Soothe Cramps and Nausea

Ginger is one of the most effective natural options for stomach cramps and nausea. Just one gram, roughly half a teaspoon of powdered ginger or one teaspoon of freshly grated ginger, significantly reduces nausea. You can stir it into hot water to make a simple tea (steep half a teaspoon of grated ginger in four cups of water) or chew on a piece of crystallized ginger. Up to 3 to 4 grams per day is considered safe for most adults.

Peppermint is especially useful for cramping. The menthol in peppermint relaxes the smooth muscle in your gut walls, which reduces those painful contractions. Multiple clinical trials have shown that peppermint oil significantly reduces abdominal pain, bloating, and discomfort. You can sip peppermint tea for mild cramps. For more persistent cramping, enteric-coated peppermint oil capsules (available at most pharmacies) deliver the oil directly to your intestines where it does the most good. Avoid peppermint if your pain is from acid reflux, though, because that same muscle-relaxing effect can make reflux worse.

Apply Heat

A heating pad or hot water bottle placed on your abdomen can relax tense muscles and ease cramping pain. Heat increases blood flow to the area and can interrupt pain signals. Set it to a comfortable warm temperature, not hot enough to burn, and leave it on for 15 to 20 minutes. This works well for menstrual cramps, stress-related stomach pain, and general intestinal discomfort. You can combine heat with lying in a comfortable position, like on your left side with your knees slightly bent.

What to Eat (and Skip) While Your Stomach Recovers

You may have heard of the BRAT diet: bananas, rice, applesauce, and toast. While those foods are gentle on your stomach, following a strict BRAT diet for more than a day or two is no longer recommended. It lacks calcium, vitamin B12, protein, and fiber, and in children, sticking to it for more than 24 hours can actually slow recovery. The American Academy of Pediatrics considers it too restrictive for kids with stomach illness.
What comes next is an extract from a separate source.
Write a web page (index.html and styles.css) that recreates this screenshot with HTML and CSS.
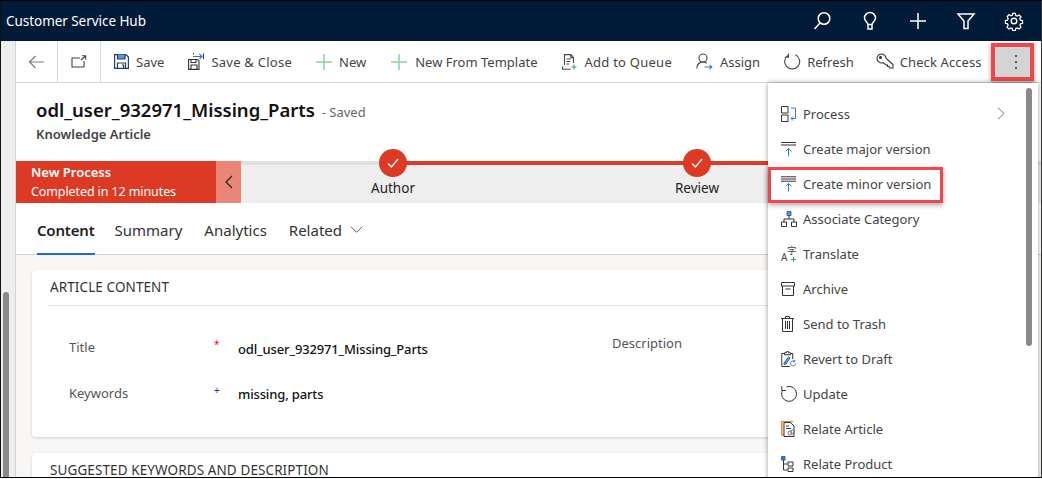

The current guidance is simpler: eat what you can tolerate, and expand back to a normal diet as soon as you feel able. Your body needs a range of nutrients to recover. Start with small portions of bland foods if that’s all you can manage, but don’t force yourself to eat only rice and toast for days. Avoid greasy, spicy, or very acidic foods until the pain passes. Stay hydrated, especially if you’ve been vomiting or having diarrhea. Small, frequent sips of water or an electrolyte drink are easier on your stomach than gulping a full glass at once.

When Stomach Pain Is an Emergency

Most stomach aches resolve on their own, but certain patterns need immediate attention. According to the American College of Emergency Physicians, you should seek emergency care if your pain is sudden and severe, or if it doesn’t ease within 30 minutes. Continuous severe pain combined with nonstop vomiting can indicate a serious or life-threatening condition.

Specific warning signs to watch for:

  • Severe pain in the lower right abdomen with loss of appetite, nausea, vomiting, or fever, which are classic signs of appendicitis
  • Pain in the middle upper abdomen that lasts for days, worsens after eating, and comes with fever or a rapid pulse, which may point to pancreatitis
  • Severe abdominal pain with vaginal bleeding, which can signal an ectopic pregnancy
  • Abdomen that’s rigid, swollen, or extremely tender to touch
  • Blood in your vomit or stool

If your stomach pain is mild but keeps returning over weeks, or if it wakes you up at night, those patterns are worth bringing up with a doctor even though they’re not emergencies. Recurring pain in the same spot can signal an ulcer, gallstones, or other conditions that benefit from proper diagnosis rather than continued home treatment.